Je prétends même, et pour aller droit au fait, qu’un pas a été franchi dans une escalade silencieuse dont nous ne devinons peut-être pas encore ce que seront les derniers degrés, quand des militants pacifistes ont défilé à Paris il y a quelques semaines. Que certains d’entre eux se sont rassemblés derrière une bannière portant : « Mitterrand complice des juifs assassins. » Et que l’événement est passé inaperçu, ou presque, dans la plupart des journaux et des médias audiovisuels.

Mieux et plus généralement, j’affirme qu’un tournant décisif a été pris quand, à la suite d’une série de discrets et subtils dérapages sémantiques, des hommes ont commencé de proclamer, de plus en plus nombreux, que c’en était assez, après tout, du monopole juif de la souffrance. Qu’il fallait en terminer avec cette incroyable prétention à avoir atteint, eux et eux seuls, on ne sait quel sommet de misère. Qu’il était temps d’en finir avec cette affaire d’holocauste, de chambres à gaz, et avec la mauvaise conscience qu’elle faisait planer sur l’ensemble de la planète. Bref, qu’il était plus que l’heure de les remettre au pas, ces nantis, ces repus, dont la mémoire fait comme une grande ombre aux vrais persécutés du siècle.

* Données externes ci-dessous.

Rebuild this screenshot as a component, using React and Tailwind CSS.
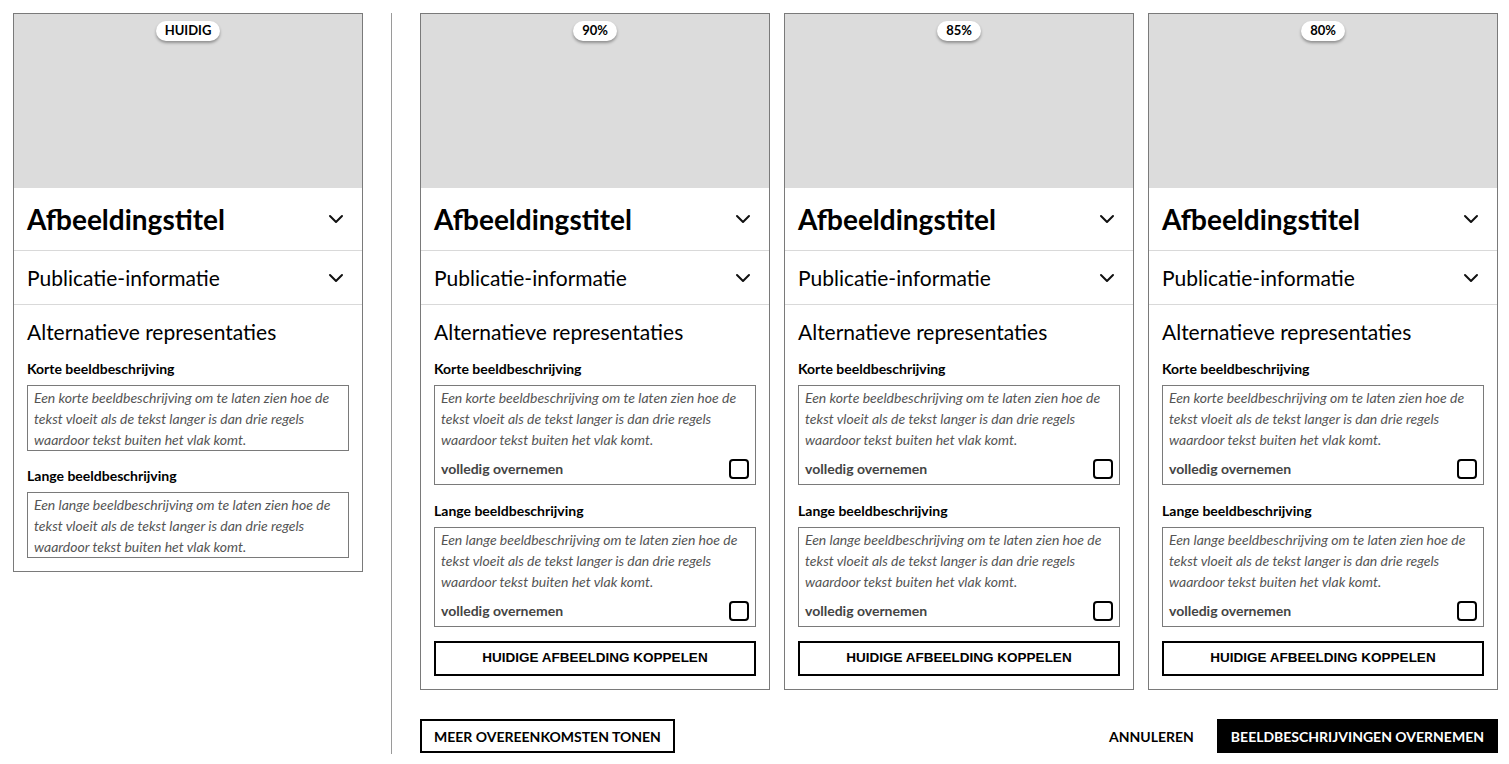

Pour les hommes de mon espèce, cela a fait un drôle d’effet, tout de même, de se retrouver un beau matin dans la peau d’un usurpateur ou, pis, d’un gardien de camp. Pour ceux qui, de l’autre côté, avaient la tête tout enfiévrée encore des vieux démons, mal assoupis, de la religion antisémite, il y avait là, je suppose, l’indice d’un beau programme…

Qu’on m’entende bien. Je n’accuse pas. Je n’incrimine pas. Je laisse à d’autres, je le répète, le soin de traquer et de trouver des coupables. Mais je dis que les mots, simplement, sont parfois plus que des mots. Qu’il leur arrive d’avoir le poids, la gravité des choses. Que les bombes, à leur tour, peuvent avoir parfois le poids, la légèreté des phrases. Et qu’il y a dans ces jeux de mots, dans ces trafics de langue, dans ces menus égarements où nous mène souvent l’hystérie linguistique ambiante, la source de la pire erreur qui soit pour les hommes et les femmes qui font métier de parler : la banalisation de ces minces, ô si minces garde-fous, au- delà desquels, nous le savons, grouillent toutes les barbaries.

Je sais, bien sûr, que la France entière va s’émouvoir. Tous les partis sans exception vont dénoncer le retour de la bête. Ce sera une belle clameur, d’un bout à l’autre de l’arc idéologique et politique, pour communier dans le même refus du hideux passage à l’acte. Comme au moment de Copernic, la bonne vieille gauche de jadis se retrouvera peut-être même là, au coude à coude et en rangs serrés, pour hurler d’une seule voix son éternel et piteux : « Le fascisme ne passera pas ! » Pour moi, hélas, les choses sont jouées. Les dés sont jetés. Le fascisme est passé. Et il est d’autant mieux passé qu’il l’a probablement fait là où personne, bien entendu, ne l’avait prévu ni attendu. Quoi que nous apprenne, en effet, l’enquête, la boucherie de la rue des Rosiers marquera peut-être à cet égard un jalon essentiel dans l’histoire, si sombre déjà, de l’antisémitisme : comme si l’antijudaïsme chrétien s’était tout doucement éteint ; que le racisme d’antan avait peu à peu déserté les juifs pour se porter sur d’autres victimes : que les schémas classiquement puisés au bestiaire aryanisant n’étaient plus bons qu’à nourrir nos commémorations grand- guignolesques ; et qu’il fallait s’habituer désormais à vivre avec ce délire nouveau, imprévu, qui développe sous nos yeux ses cercles et ses ambages sans que nous nous avisions, pourtant, de reconnaître son irruption : sur fond d’antisionisme et dans le décor fantasmatique de la guerre du Proche-Orient, c’est la lente mais sûre transformation du peuple de « victimes » en une communauté de « bourreaux » livrée, à ce titre cette fois, à la fièvre meurtrière.